Numa entrevista, em ‘O país que se segue’ da FFMS, Pedro Santos Guerreiro perguntou-me quanto tempo mais aguenta a economia portuguesa esta quarentena? Dois meses, respondi. Ou seja, até ao final de Maio.

Porquê dois meses?

Com a chegada do Verão, a situação pode complicar-se. Em condições normais, entre Junho e Setembro, o turismo é o motor da economia portuguesa. Representa mais de 10% do PIB e cerca de 50% das exportações de serviços. Este ano não vamos poder contar com este motor. A mobilidade internacional e nacional das pessoas deverá continuar sob fortes restrições. As pessoas terão receio de viajar, dados os riscos de contágio ou de retenção nas fronteiras.

A falência de empresas e os despedimentos no sector do turismo poderão atingir valores estratosféricos. Neste contexto, é importante lembrar que mais de 20% dos contratos de trabalho por conta de outrem não são contratos permanentes. Sem perspectivas de recuperação, os contratos de trabalho que atingirem o seu termo, provavelmente, não serão renovados. Miguel Faria e Castro da Reserva Federal de St. Louis, no jornal ECO, aventa a hipótese, num cenário catastrófico, da destruição de mais de um milhão de empregos.

Podemos não ter uma data como pediu João Miguel Tavares. Mas temos de ter uma estratégia para pôr a economia a funcionar novamente até ao Verão. Se os restantes sectores não compensarem a cratera aberta pela ausência de turistas, vamos ter o pior Verão das nossas vidas. E a nossa saúde não vai aguentar o próximo Inverno.

A perspectiva de aplanamento da curva de infectados com covid-19 tem levado alguns países europeus a anunciar ou a preparar o levantamento das medidas de confinamento. Os especialistas têm elencado quatro condições para a retoma da actividade económica. Primeira, garantir que os hospitais estão devidamente equipados e com os recursos humanos reforçados.  Segunda, testar todas as pessoas com sintomas, para que possam regressar à sua actividade sem riscos para a saúde pública. Terceira, monitorizar as pessoas infectadas e as suas relações, de forma a evitar novas vagas de contágio. Finalmente, dado o período de incubação, é necessário que se tenha registado uma redução sustentada dos novos casos nos últimos 14 dias.

Em todos os países, o levantamento das medidas de quarentena será faseado. Temos de definir uma estratégia nacional para esse faseamento – por faixas etárias, regiões, sectores económicos, etc. Um desafio das empresas portuguesas, que é também uma oportunidade, é responder às necessidades de bens na área da saúde – kits de testes, equipamentos de protecção pessoal, desinfectantes, ventiladores. Estes bens são essenciais para a saúde, não apenas da população portuguesa, mas também da população mundial. Muitos industriais referem como vantagem competitiva a rapidez de resposta das nossas empresas às necessidades dos clientes. Não haverá melhor oportunidade para o comprovar.
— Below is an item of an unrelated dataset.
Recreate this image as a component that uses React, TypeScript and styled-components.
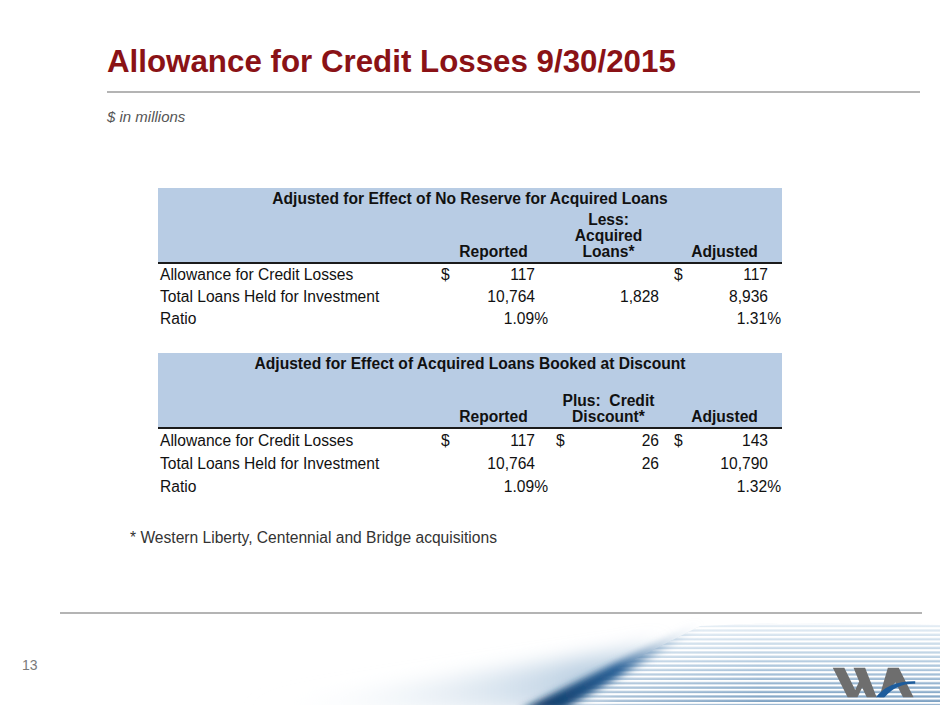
import React from 'react';
import styled, { createGlobalStyle } from 'styled-components';

const GlobalStyle = createGlobalStyle`
  html, body {
    margin: 0;
    padding: 0;
    background: #ffffff;
  }
  body {
    font-family: "Liberation Sans", Arial, sans-serif;
  }
`;

type Cell = { cur?: boolean; v: string };

type TableData = {
  title: string;
  heads: string[];
  rowHeight: number;
  rows: { label: string; cells: Cell[] }[];
};

// left / right padding of each value column, so "$" and numbers sit like the Excel sheet
const COLS = [
  { pl: 4, pr: 15 },
  { pl: 6, pr: 8 },
  { pl: 7, pr: 14 },
];

const TABLES: TableData[] = [
  {
    title: 'Adjusted for Effect of No Reserve for Acquired Loans',
    heads: ['Reported', 'Less:\nAcquired\nLoans*', 'Adjusted'],
    rowHeight: 22,
    rows: [
      {
        label: 'Allowance for Credit Losses',
        cells: [{ cur: true, v: '117' }, { v: '' }, { cur: true, v: '117' }],
      },
      {
        label: 'Total Loans Held for Investment',
        cells: [{ v: '10,764' }, { v: '1,828' }, { v: '8,936' }],
      },
      {
        label: 'Ratio',
        cells: [{ v: '1.09%' }, { v: '' }, { v: '1.31%' }],
      },
    ],
  },
  {
    title: 'Adjusted for Effect of Acquired Loans Booked at Discount',
    heads: ['Reported', 'Plus:  Credit\nDiscount*', 'Adjusted'],
    rowHeight: 23,
    rows: [
      {
        label: 'Allowance for Credit Losses',
        cells: [
          { cur: true, v: '117' },
          { cur: true, v: '26' },
          { cur: true, v: '143' },
        ],
      },
      {
        label: 'Total Loans Held for Investment',
        cells: [{ v: '10,764' }, { v: '26' }, { v: '10,790' }],
      },
      {
        label: 'Ratio',
        cells: [{ v: '1.09%' }, { v: '' }, { v: '1.32%' }],
      },
    ],
  },
];

const Slide = styled.div`
  width: 940px;
  height: 705px;
  display: flex;
  flex-direction: column;
  overflow: hidden;
  background: #ffffff;
`;

const Title = styled.h1`
  margin: 44px 0 0 107px;
  font-size: 31.3px;
  line-height: 36px;
  font-weight: bold;
  color: #8a1216;
  white-space: nowrap;
`;

const Rule = styled.div<{ $left: number; $width: number; $top: number }>`
  margin: ${(p) => p.$top}px 0 0 ${(p) => p.$left}px;
  width: ${(p) => p.$width}px;
  height: 2px;
  background: #b4b4b4;
  flex-shrink: 0;
`;

const Subtitle = styled.div`
  margin: 15px 0 0 107px;
  font-size: 15px;
  line-height: 18px;
  font-style: italic;
  color: #555555;
`;

const Tables = styled.div`
  margin: 62px 0 0 158px;
  width: 624px;
  display: flex;
  flex-direction: column;
  gap: 23px;
`;

const Table = styled.div`
  font-size: 15.6px;
  color: #111111;
`;

const Band = styled.div`
  height: 74px;
  background: #b8cce4;
  border-bottom: 2px solid #1b1b1b;
  display: flex;
  flex-direction: column;
`;

const BandTitle = styled.div`
  height: 22px;
  line-height: 22px;
  text-align: center;
  font-weight: bold;
`;

const Grid = styled.div`
  display: grid;
  grid-template-columns: 279px 113px 117px 115px;
`;

const HeadRow = styled(Grid)`
  flex: 1;
  align-items: end;
  padding-bottom: 2px;
`;

const HeadCell = styled.div`
  text-align: center;
  font-weight: bold;
  line-height: 16px;
`;

const HeadLine = styled.span`
  display: block;
  white-space: pre;
`;

const BodyRow = styled(Grid)<{ $h: number }>`
  height: ${(p) => p.$h}px;
  line-height: ${(p) => p.$h}px;
`;

const Label = styled.div`
  padding-left: 2px;
  white-space: nowrap;
`;

const Value = styled.div<{ $pl: number; $pr: number }>`
  display: flex;
  justify-content: space-between;
  padding: 0 ${(p) => p.$pr}px 0 ${(p) => p.$pl}px;
  white-space: nowrap;
`;

const Footnote = styled.div`
  margin: 31px 0 0 130px;
  font-size: 15.6px;
  line-height: 18px;
  color: #333333;
`;

const Footer = styled.div`
  margin-top: auto;
  display: flex;
  flex-direction: column;
`;

const FooterBand = styled.div`
  position: relative;
  height: 91px;
  display: flex;
  justify-content: space-between;
  align-items: flex-start;
`;

const Backdrop = styled.svg`
  position: absolute;
  inset: 0;
`;

const PageNum = styled.div`
  position: relative;
  margin: 43px 0 0 22px;
  font-size: 14px;
  line-height: 16px;
  color: #7a7a7a;
`;

const Logo = styled.svg`
  position: relative;
  margin: 53px 24px 0 0;
`;

const Swoosh = () => (
  <Backdrop width="940" height="91" viewBox="0 0 940 91">
    <defs>
      <linearGradient id="stripeFill" x1="0" y1="0" x2="0" y2="1">
        <stop offset="0" stopColor="#e6eef5" />
        <stop offset="0.45" stopColor="#b9cfe2" />
        <stop offset="1" stopColor="#7a9fc1" />
      </linearGradient>
      <pattern id="lines" width="20" height="4.4" patternUnits="userSpaceOnUse">
        <rect x="0" y="0" width="20" height="2.1" fill="#ffffff" />
      </pattern>
      <linearGradient id="fadeX" x1="540" y1="0" x2="760" y2="0" gradientUnits="userSpaceOnUse">
        <stop offset="0" stopColor="#fff" stopOpacity="0" />
        <stop offset="0.35" stopColor="#fff" stopOpacity="0.7" />
        <stop offset="1" stopColor="#fff" stopOpacity="1" />
      </linearGradient>
      <mask id="stripeMask">
        <rect x="0" y="0" width="940" height="91" fill="url(#fadeX)" />
      </mask>
      <linearGradient id="streak" x1="530" y1="91" x2="700" y2="10" gradientUnits="userSpaceOnUse">
        <stop offset="0" stopColor="#0f3a66" />
        <stop offset="0.5" stopColor="#2a6197" />
        <stop offset="1" stopColor="#c9dbea" stopOpacity="0" />
      </linearGradient>
      <linearGradient id="wash" x1="240" y1="0" x2="580" y2="0" gradientUnits="userSpaceOnUse">
        <stop offset="0" stopColor="#ffffff" stopOpacity="0" />
        <stop offset="1" stopColor="#b6cce0" stopOpacity="0.9" />
      </linearGradient>
      <filter id="blur4" x="-20%" y="-50%" width="140%" height="200%">
        <feGaussianBlur stdDeviation="3.5" />
      </filter>
      <filter id="blur10" x="-20%" y="-50%" width="140%" height="200%">
        <feGaussianBlur stdDeviation="10" />
      </filter>
    </defs>
    <polygon points="230,96 570,96 660,30 620,38" fill="url(#wash)" filter="url(#blur10)" />
    <g mask="url(#stripeMask)">
      <polygon points="545,91 700,12 780,9 940,11 940,91" fill="url(#stripeFill)" />
      <polygon points="545,91 700,12 780,9 940,11 940,91" fill="url(#lines)" />
    </g>
    <polygon points="520,96 562,96 708,10 698,8" fill="url(#streak)" filter="url(#blur4)" />
  </Backdrop>
);

const WALogo = () => (
  <Logo width="84" height="31" viewBox="93 48 254 94">
    <polygon
      points="95,50 130,50 163,118 175,92 158,50 193,50 228,140 198,140 184,110 170,140 140,140"
      fill="#6e6e6e"
    />
    <polygon points="262,50 295,50 340,140 308,140 285,94 250,140 236,140" fill="#6e6e6e" />
    <path d="M226,140 Q262,90 345,91 L345,99 Q288,97 252,140 Z" fill="#1d5c9c" />
  </Logo>
);

const DataTable = ({ data }: { data: TableData }) => (
  <Table>
    <Band>
      <BandTitle>{data.title}</BandTitle>
      <HeadRow>
        <div />
        {data.heads.map((h) => (
          <HeadCell key={h}>
            {h.split('\n').map((line) => (
              <HeadLine key={line}>{line}</HeadLine>
            ))}
          </HeadCell>
        ))}
      </HeadRow>
    </Band>
    {data.rows.map((row) => (
      <BodyRow key={row.label} $h={data.rowHeight}>
        <Label>{row.label}</Label>
        {row.cells.map((c, i) => {
          const pct = c.v.endsWith('%');
          return (
            <Value key={i} $pl={COLS[i].pl} $pr={pct ? COLS[i].pr - 13 : COLS[i].pr}>
              <span>{c.cur ? '$' : ''}</span>
              <span>{c.v}</span>
            </Value>
          );
        })}
      </BodyRow>
    ))}
  </Table>
);

const App = () => (
  <>
    <GlobalStyle />
    <Slide>
      <Title>Allowance for Credit Losses 9/30/2015</Title>
      <Rule $left={107} $width={813} $top={11} />
      <Subtitle>$ in millions</Subtitle>
      <Tables>
        {TABLES.map((t) => (
          <DataTable key={t.title} data={t} />
        ))}
      </Tables>
      <Footnote>* Western Liberty, Centennial and Bridge acquisitions</Footnote>
      <Footer>
        <Rule $left={60} $width={862} $top={0} />
        <FooterBand>
          <Swoosh />
          <PageNum>13</PageNum>
          <WALogo />
        </FooterBand>
      </Footer>
    </Slide>
  </>
);

export default App;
A reactivação de grandes cadeias de produção global, como a do sector automóvel, exigirá uma forte coordenação internacional. Por exemplo, não servirá de nada os trabalhadores da Autoeuropa voltarem ao trabalho se permanecerem em quarentena os trabalhadores das centenas de empresas, de dezenas de países, que a fornecem. Esta interconectividade que caracteriza a economia global aumenta a incerteza sobre a forma como decorrerá a recuperação económica.

Muitos têm proposto a estratégia de ‘congelar’ a economia. De acordo com essa estratégia, devemos preservar a estrutura existente antes da pandemia. Essa seria a melhor forma para a economia estar preparada para aproveitar a recuperação. Discordo desta estratégia. No final desta crise, à semelhança do que sempre acontece em períodos de grande disrupção, vamos ter uma economia muito diferente. Os hábitos das pessoas vão alterar-se. O modo de trabalhar vai alterar-se. As cadeias de produção e distribuição poderão sofrer profundas recomposições.

Não podemos ficar à espera sentados a ver como vai ficar a economia depois da pandemia. Até porque não temos uma data para o seu fim. As nossas empresas têm de acompanhar as mudanças. Para aproveitar as oportunidades que vão surgir têm de agir desde já.

Este vai ser o Verão do nosso descontentamento. Temos de nos preparar. O Inverno pode ser ainda mais duro.